• Exercise directions: Using the material below, copy every line where "page" appears.

• Material provided:
▼
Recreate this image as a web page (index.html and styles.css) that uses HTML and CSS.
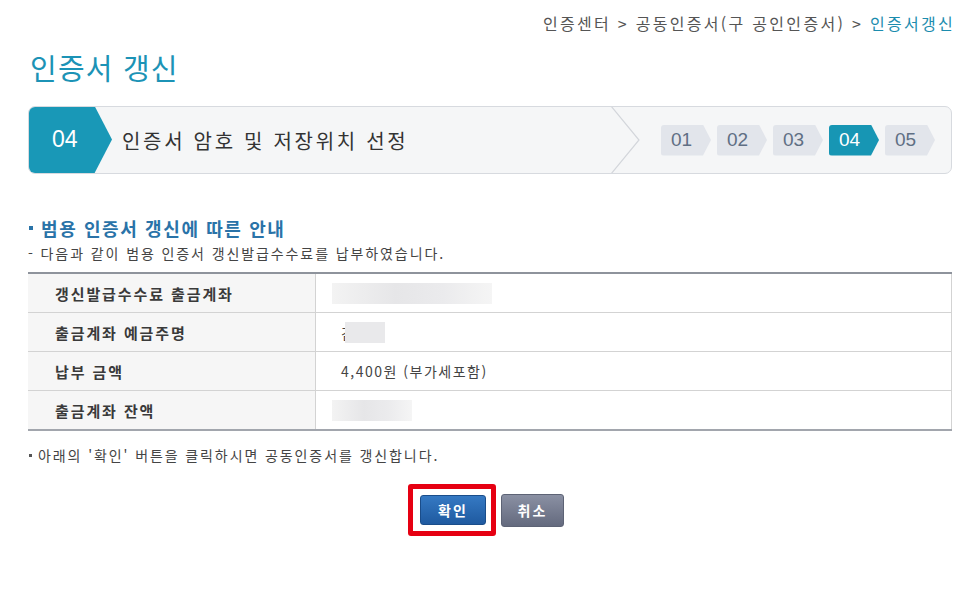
FILE: index.html
```html
<!DOCTYPE html>
<html lang="ko">
<head>
    <meta charset="UTF-8">
    <title>인증서 갱신</title>
    <link rel="stylesheet" href="styles.css">
</head>
<body>
    <div class="page">
        <div class="breadcrumb">인증센터 &gt; 공동인증서(구 공인인증서) &gt; <span class="current">인증서갱신</span></div>

        <h1 class="page-title">인증서 갱신</h1>

        <div class="step-bar">
            <div class="step-now">04</div>
            <div class="step-name">인증서 암호 및 저장위치 선정</div>
            <svg class="step-sep" width="34" height="68" viewBox="0 0 34 68">
                <polyline points="3,0 31,34 3,68" fill="none" stroke="#d3d6db" stroke-width="1.2"/>
            </svg>
            <ul class="step-list">
                <li>01</li>
                <li>02</li>
                <li>03</li>
                <li class="on">04</li>
                <li>05</li>
            </ul>
        </div>

        <h2 class="sec-title"><span class="dot"></span>범용 인증서 갱신에 따른 안내</h2>
        <p class="sec-desc">- 다음과 같이 범용 인증서 갱신발급수수료를 납부하였습니다.</p>

        <table class="info-table">
            <tr>
                <th>갱신발급수수료 출금계좌</th>
                <td><span class="blur" style="width:160px"></span></td>
            </tr>
            <tr>
                <th>출금계좌 예금주명</th>
                <td class="pad"><span class="name">김</span><span class="blur over" style="width:40px"></span></td>
            </tr>
            <tr>
                <th>납부 금액</th>
                <td class="pad">4,400원 (부가세포함)</td>
            </tr>
            <tr>
                <th>출금계좌 잔액</th>
                <td><span class="blur" style="width:80px"></span></td>
            </tr>
        </table>

        <p class="note"><span class="dot small"></span>아래의 '확인' 버튼을 클릭하시면 공동인증서를 갱신합니다.</p>

        <div class="btn-row">
            <div class="mark">
                <button class="btn btn-ok">확인</button>
            </div>
            <button class="btn btn-cancel">취소</button>
        </div>
    </div>
</body>
</html>
```

FILE: styles.css
```css
body {
    margin: 0;
    background: #fff;
    font-family: "Noto Sans CJK KR", "Noto Sans", sans-serif;
    color: #333;
}
.page {
    width: 924px;
    padding: 0 23px 0 28px;
}
.breadcrumb {
    text-align: right;
    font-size: 16px;
    line-height: 20px;
    padding-top: 13px;
    margin-right: -3px;
    letter-spacing: 2.3px;
    color: #555;
}
.breadcrumb .current {
    color: #1b8cae;
}
.page-title {
    margin: 14px 0 0 2px;
    font-size: 29px;
    font-weight: 400;
    line-height: 40px;
    letter-spacing: 1.2px;
    color: #1c93b6;
}
.step-bar {
    margin-top: 19px;
    height: 66px;
    display: flex;
    align-items: center;
    border: 1px solid #d7dadf;
    border-radius: 7px;
    background: #f5f6f7;
    overflow: hidden;
}
.step-now {
    width: 84px;
    height: 68px;
    margin: -1px 0 0 -1px;
    padding-left: 24px;
    box-sizing: border-box;
    display: flex;
    align-items: center;
    background: #1998b7;
    color: #fff;
    font-family: "Liberation Sans", Arial, sans-serif;
    font-size: 23px;
    clip-path: polygon(0 0, 79% 0, 100% 50%, 79% 100%, 0 100%);
    border-radius: 7px 0 0 7px;
}
.step-name {
    flex: 1;
    padding-left: 10px;
    font-size: 20px;
    letter-spacing: 2.7px;
    color: #333;
}
.step-sep {
    flex: none;
}
.step-list {
    list-style: none;
    margin: 0;
    padding: 0 16px 0 19px;
    display: flex;
    gap: 6px;
    align-items: center;
}
.step-list li {
    width: 50px;
    height: 31px;
    box-sizing: border-box;
    padding-left: 10px;
    display: flex;
    align-items: center;
    background: #e2e5eb;
    color: #5f6f84;
    font-family: "Liberation Sans", Arial, sans-serif;
    font-size: 19px;
    clip-path: polygon(0 0, 84% 0, 100% 50%, 84% 100%, 0 100%);
    border-radius: 3px 0 0 3px;
}
.step-list li.on {
    background: #1796b4;
    color: #fff;
}
.sec-title {
    margin: 42px 0 0 0;
    font-size: 18px;
    font-weight: 700;
    line-height: 24px;
    letter-spacing: 1.6px;
    color: #2a73a8;
    display: flex;
    align-items: center;
}
.dot {
    display: inline-block;
    width: 4px;
    height: 4px;
    background: #2a73a8;
    margin: 0 8px 0 1px;
}
.dot.small {
    width: 3px;
    height: 3px;
    background: #555;
    margin: 0 6px 0 1px;
}
.sec-desc {
    margin: 4px 0 0 0;
    font-size: 14px;
    line-height: 18px;
    letter-spacing: 1.9px;
    color: #444;
}
.info-table {
    width: 100%;
    margin-top: 10px;
    border-collapse: collapse;
    border-top: 2px solid #8e939c;
    border-bottom: 2px solid #a2a6ad;
    border-right: 1px solid #d3d3d3;
    font-size: 14px;
}
.info-table th {
    width: 260px;
    height: 38px;
    padding: 0 0 0 27px;
    text-align: left;
    font-size: 15px;
    font-weight: 700;
    color: #3a3a3a;
    background: #f6f6f6;
    border-right: 1px solid #d3d3d3;
    border-top: 1px solid #d3d3d3;
    letter-spacing: 1.9px;
}
.info-table td {
    padding: 0 0 0 16px;
    color: #444;
    letter-spacing: 1.5px;
    border-top: 1px solid #d3d3d3;
}
.info-table td.pad {
    padding-left: 25px;
}
.blur {
    display: inline-block;
    height: 21px;
    vertical-align: middle;
    background: linear-gradient(90deg, #f3f3f3, #e6e6e8 40%, #ebebed 70%, #f5f5f5);
}
.name {
    vertical-align: middle;
}
.blur.over {
    margin-left: -10px;
    position: relative;
    background: #e9e9eb;
}
.note {
    margin: 15px 0 0 0;
    font-size: 14px;
    line-height: 18px;
    letter-spacing: 1.9px;
    color: #444;
    display: flex;
    align-items: center;
}
.btn-row {
    margin-top: 20px;
    display: flex;
    justify-content: center;
    align-items: center;
    gap: 5px;
    padding-right: 8px;
}
.mark {
    border: 5px solid #e60012;
    border-radius: 3px;
    padding: 6px 5px 6px 7px;
    display: flex;
}
.btn {
    font-family: "Noto Sans CJK KR", sans-serif;
    font-weight: 700;
    font-size: 14px;
    color: #fff;
    border-radius: 3px;
    cursor: pointer;
    letter-spacing: 2px;
}
.btn-ok {
    width: 66px;
    height: 30px;
    border: 1px solid #1a4d8a;
    background: linear-gradient(#3579c3, #1f5aa0);
}
.btn-cancel {
    width: 63px;
    height: 33px;
    border: 1px solid #5d6375;
    background: linear-gradient(#8a90a3, #646a7e);
}
```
▲
• Reply to the exercise:
Recreate this image as a web page (index.html and styles.css) that uses HTML and CSS.
    <div class="page">
        <h1 class="page-title">인증서 갱신</h1>
.page {
.page-title {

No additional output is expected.